Now, when the Minister announced plans to cut waiting lists and waiting times recently, we were told that some specialisms may be excluded. Incredibly, it was suggested that this could even include orthopaedics, where waiting times are so, so long, but we have a plan for orthopaedics. It's called the national clinical strategy for orthopaedic surgery. I was given a presentation today by the two consultants and the manager who've drawn it up, and it is brilliant. Exactly the kind of expert-led, in-depth, data-driven work that we need. They propose three new build stand-alone elective orthopaedic hubs, they want a national multidisciplinary workforce review, and they want to see the establishment of a Welsh orthopaedic network with the delegated powers necessary to drive this forward. Will the Minister assure us that she will do everything in her power to deliver that?
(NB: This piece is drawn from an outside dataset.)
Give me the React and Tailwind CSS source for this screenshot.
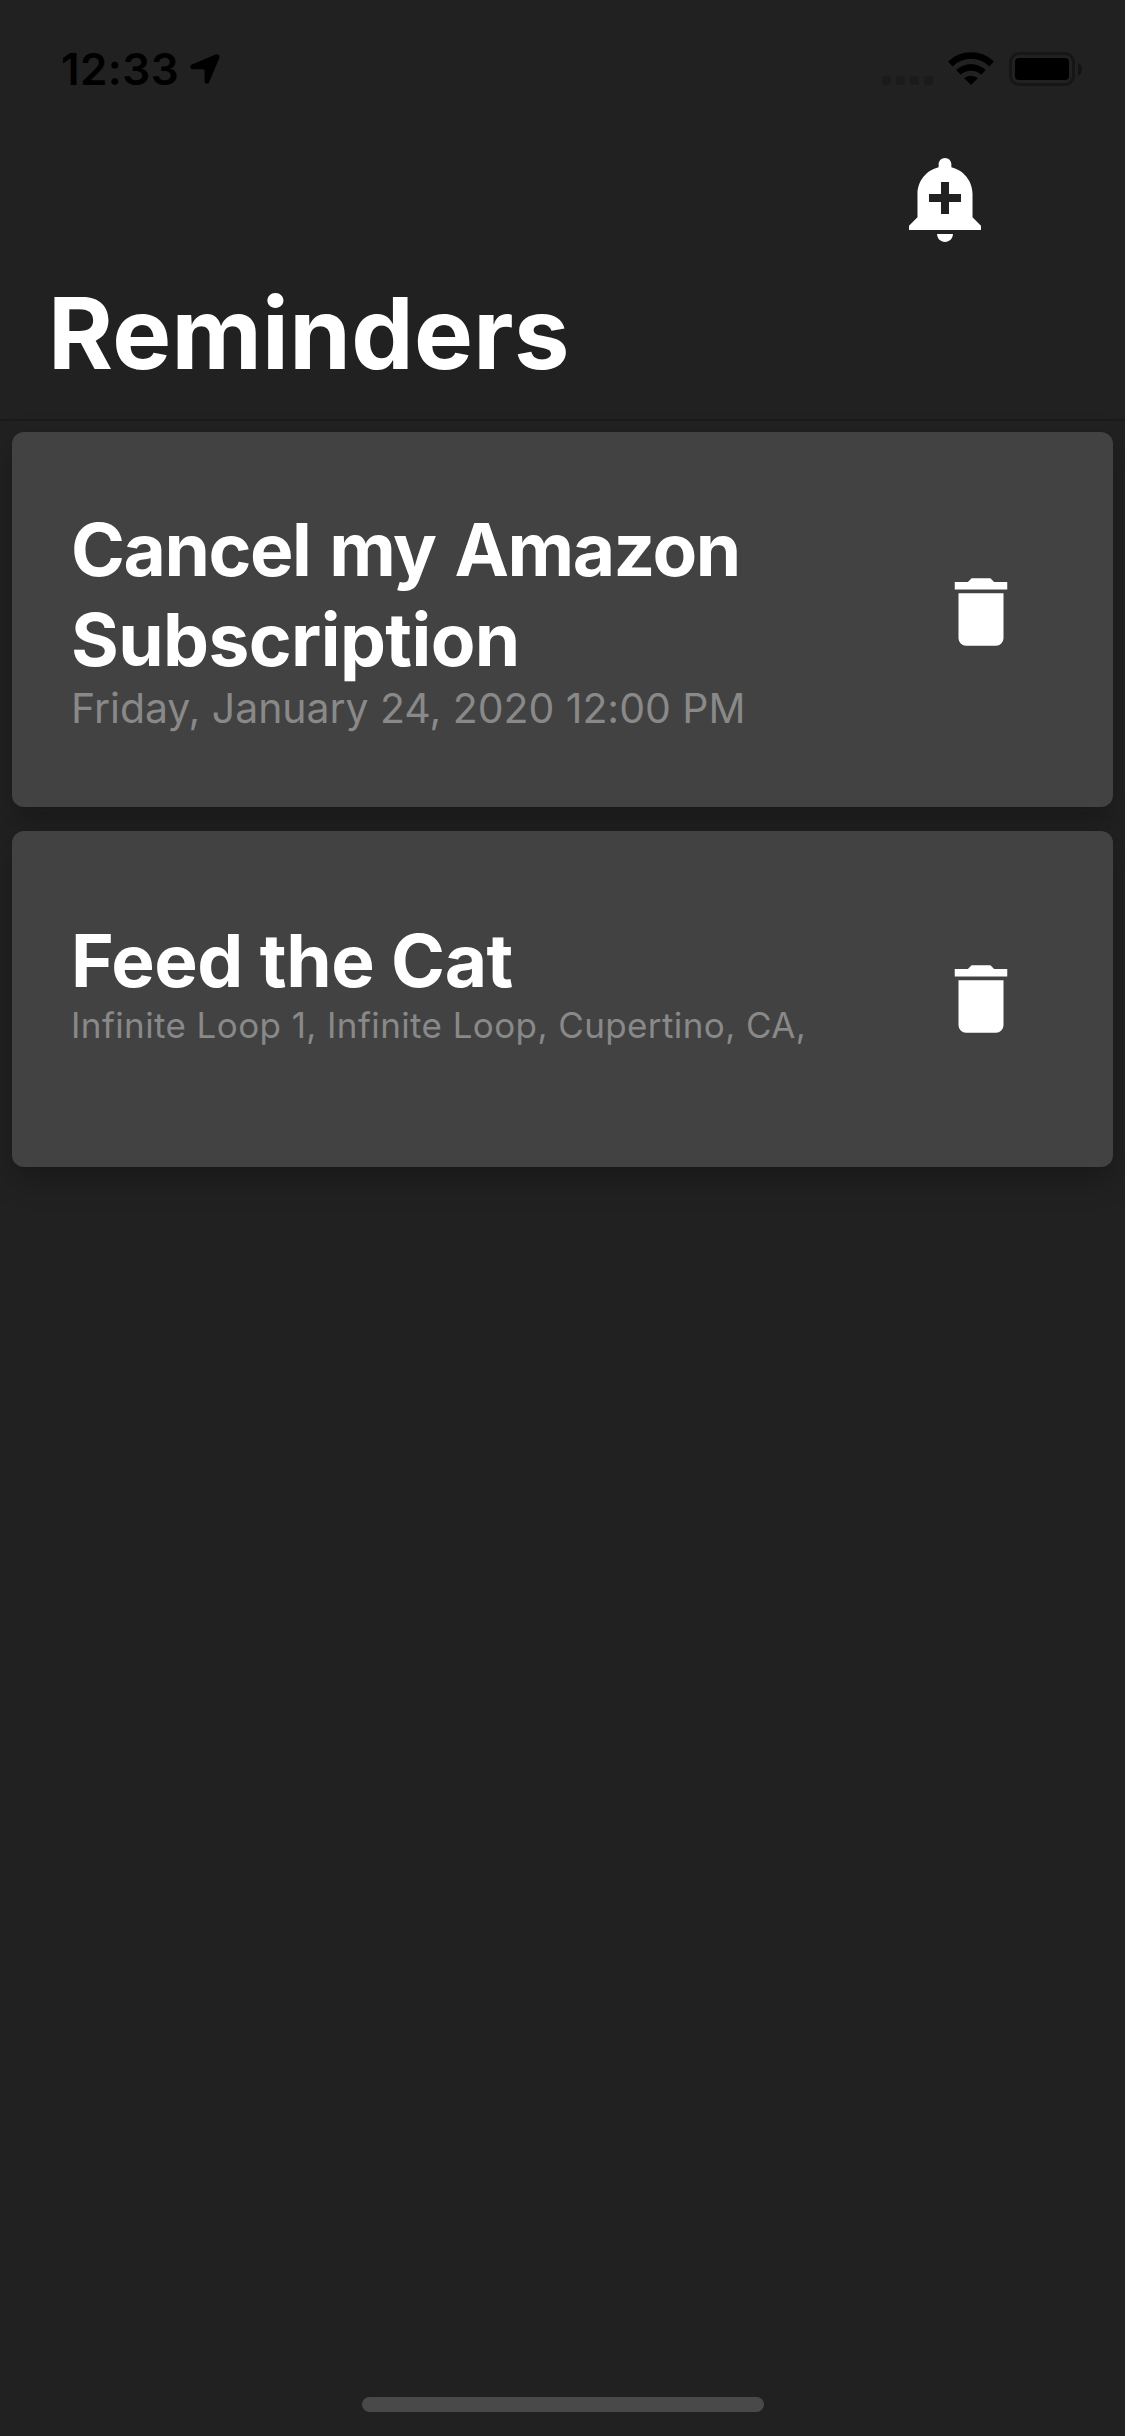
function LocationArrow() {
  return (
    <svg className="mt-[54px] ml-[11px] h-[30px] w-[30px]" viewBox="0 0 30 30">
      <path
        d="M25.6 .5 2 10.6C-.6 11.8-.1 15.2 2.600 15.2H12.700Q14.600 15.200 14.600 17V27.400C14.600 30 18 30.600 19.200 28L29.200 4.300C30.200 1.600 28.200-.5 25.600 .5Z"
        fill="black"
      />
    </svg>
  );
}

function SignalDots() {
  return (
    <div className="mt-[76px] flex gap-[5px]">
      {[0, 1, 2, 3].map((i) => (
        <span key={i} className="size-[9px] rounded-[3px] bg-[#1b1b1b]" />
      ))}
    </div>
  );
}

function WifiIcon() {
  return (
    <svg className="mt-[52px] ml-[15px] h-[33px] w-[46px]" viewBox="0 0 46 33">
      <path d="M0 9.500A33 33 0 0 1 46 9.500L41.300 14.400A26 26 0 0 0 4.700 14.400Z" />
      <path d="M8.200 18A21.500 21.500 0 0 1 37.800 18L33.200 22.800A14.700 14.700 0 0 0 12.800 22.800Z" />
      <path d="M16.200 26.300A10 10 0 0 1 29.800 26.300L23 33Z" />
    </svg>
  );
}

function BatteryIcon() {
  return (
    <div className="mt-[52px] ml-[15px] flex h-[34px] items-center">
      <div className="h-[34px] w-[66px] rounded-[10px] border-[3px] border-[#161616] p-[3px]">
        <div className="h-full w-full rounded-[4px] bg-black" />
      </div>
      <svg className="ml-[3px] h-[13px] w-[4px]" viewBox="0 0 4 13">
        <path d="M0 0Q4 2.200 4 6.500T0 13Z" fill="#141414" />
      </svg>
    </div>
  );
}

function StatusBar() {
  return (
    <div className="flex h-[132px] items-start justify-between pr-[43px] pl-[61px]">
      <div className="flex items-start">
        <span className="mt-[42px] text-[44px] leading-[54px] font-semibold tracking-[0.4px] text-black">
          12:33
        </span>
        <LocationArrow />
      </div>
      <div className="flex items-start">
        <SignalDots />
        <WifiIcon />
        <BatteryIcon />
      </div>
    </div>
  );
}

function AddAlertIcon() {
  return (
    <svg className="size-24" viewBox="0 0 24 24" fill="white">
      <path d="M10.010 21.010c0 1.100.89 1.990 1.990 1.990s1.990-.89 1.990-1.990h-3.980zm8.870-4.190V11c0-3.250-2.250-5.970-5.290-6.690v-.72C13.590 2.710 12.880 2 12 2s-1.590.71-1.590 1.590v.72C7.370 5.030 5.120 7.750 5.120 11v5.820L3 18.940V20h18v-1.060l-2.120-2.120zM16 13.010h-3v3h-2v-3H8V11h3V8h2v3h3v2.010z" />
    </svg>
  );
}

function TrashIcon() {
  return (
    <svg className="size-[90px]" viewBox="0 0 24 24" fill="white">
      <path d="M19 4h-3.500l-1-1h-5l-1 1H5v2h14zM6 19a2 2 0 0 0 2 2h8a2 2 0 0 0 2-2V7H6z" />
    </svg>
  );
}

function ReminderCard({ className, children, buttonClass }) {
  return (
    <article
      className={`mx-3 flex items-start justify-between rounded-xl bg-[#424242] pr-[87px] pl-[59px] shadow-[0_12px_30px_rgba(0,0,0,0.26)] ${className}`}
    >
      <div className="w-[760px] whitespace-nowrap">{children}</div>
      <button className={buttonClass} aria-label="Delete reminder">
        <TrashIcon />
      </button>
    </article>
  );
}

export default function App() {
  return (
    <main className="flex h-[2436px] w-[1125px] flex-col overflow-hidden bg-[#212121] font-['Inter',sans-serif]">
      <StatusBar />
      <header className="h-[289px] border-b-[2px] border-[#1b1b1b]">
        <div className="flex justify-end pt-[18px] pr-[132px]">
          <button aria-label="Add reminder">
            <AddAlertIcon />
          </button>
        </div>
        <h1 className="mt-[27px] pl-12 text-[99px] leading-[120px] font-bold tracking-[0.33px] text-white">
          Reminders
        </h1>
      </header>

      <section className="flex flex-col gap-6 pt-[11px]">
        <ReminderCard className="h-[375px] pt-[73px]" buttonClass="mt-[62px]">
          <h2 className="text-[73px] leading-[90px] font-bold text-white">
            <span className="block tracking-[-1.450px] [word-spacing:3px]">Cancel my Amazon</span>
            <span className="block tracking-[-0.600px]">Subscription</span>
          </h2>
          <p className="-mt-[2px] text-[41px] leading-[50px] tracking-[-0.040px] text-[#898989]">
            Friday, January 24, 2020 12:00 PM
          </p>
        </ReminderCard>
        <ReminderCard className="h-[336px] pt-[85px]" buttonClass="mt-[38px]">
          <h2 className="text-[73px] leading-[90px] font-bold tracking-[-0.450px] text-white">
            Feed the Cat
          </h2>
          <p className="-mt-[2px] text-[35px] leading-[42px] tracking-[0.400px] text-[#898989]">
            Infinite Loop 1, Infinite Loop, Cupertino, CA,
          </p>
        </ReminderCard>
      </section>

      <div className="mt-auto mb-6 h-[15px] w-[402px] self-center rounded-full bg-[#494949]" />
    </main>
  );
}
Well, certainly you've misunderstood, if you think that we somehow excluded orthopaedics from our planned care strategy. That is the place where I have most concerns, because the waiting lists are really quite hefty, and that's why we're actually paying a lot of attention to it and focusing on it. And I've made it absolutely clear, as the Member knows, that I'm very keen to see regional hubs being developed, and we are seeing, for example in Hywel Dda, precisely what you're suggesting being developed.
This could supersede it.
And I think it's really important, of course, that we listen to clinicians. We're the people who've asked these people to come up with their ideas. The restriction on us is capital, so that is the problem that we have. Can we actually set up these establishments? We'll need to, I think, adapt what we have, rather than build new facilities, but you won't get any objection to us here from doing that. And, of course, the other issue is it's not just about surgeons, it's actually about all of the teams around them, and that's certainly the message that I heard very loudly and clearly from the Welsh Surgical Society on Friday.